Because, if you forget that you’re doing something to have people have fun then you’re missing a significant part of your target. In general, I run this very similar to the way I ran Atari. And what we do is we have an offsite three times a year, about every four months and we plan what we’re going to do. And then the rest of the time we don’t really look back and we execute against that plan. And then, we’re willing to completely rewrite the business plan every four months based on what we’ve learned in the last four months.

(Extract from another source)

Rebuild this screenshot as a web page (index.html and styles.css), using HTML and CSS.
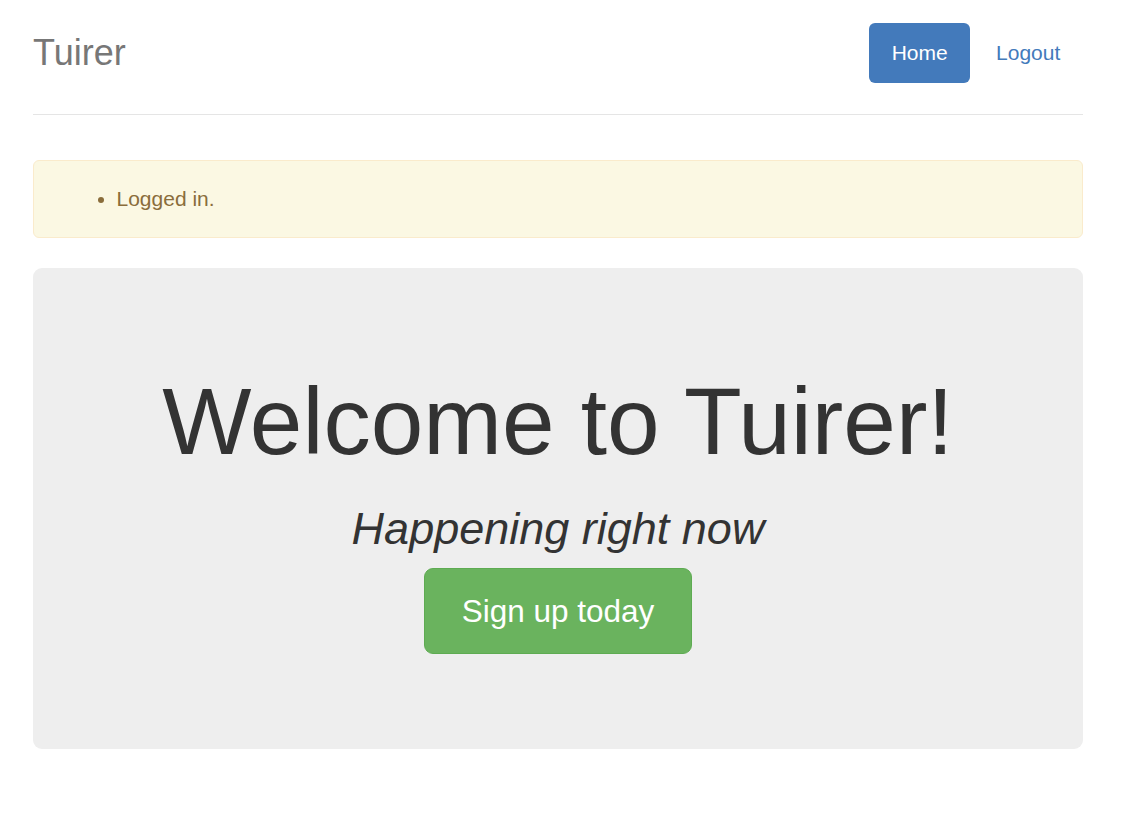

And, so we plan, we set out a series of goals, and we execute against it.


Spencer:


Much like any other business type of teamwork setting.


Mr. Bushnell


Yeah.


Spencer:


You described yourself as a serial entrepreneur, what does this mean?


Mr. Bushnell


That means that I have five year ADD. What happens is that I’m good at going from zero to about 100 million in sales. And, that’s when you’re dealing very closely with customers, landlords, technologists, what have you and you’re creating this series of business recipes, if you would. Once the recipes are in place, anybody can follow the recipes and build the stew.

I find the minute the system has been reduced to the recipes, following the recipes is not an interesting thing for me intellectually or creatively. And, I always have seven business plans that are either on paper or that I can hardly wait to get to. And, so for me, it’s very easy to let somebody work my recipes and I’ll go off and I’ll create some new recipes on something else.


Spencer:


uWink is working two more locations in L.A. One is the famed Hollywood in Highlands and now Miami franchises are under way. What’s next?


Mr. Bushnell


The problem is we’re a public company and so I can’t be as forthright as I’d like to be. However, let’s say that we have significant numbers of other locations under negotiation and we have several other franchisees that are also under negotiations. Not just in the United States but internationally. And, as soon as those happen we will be announcing them.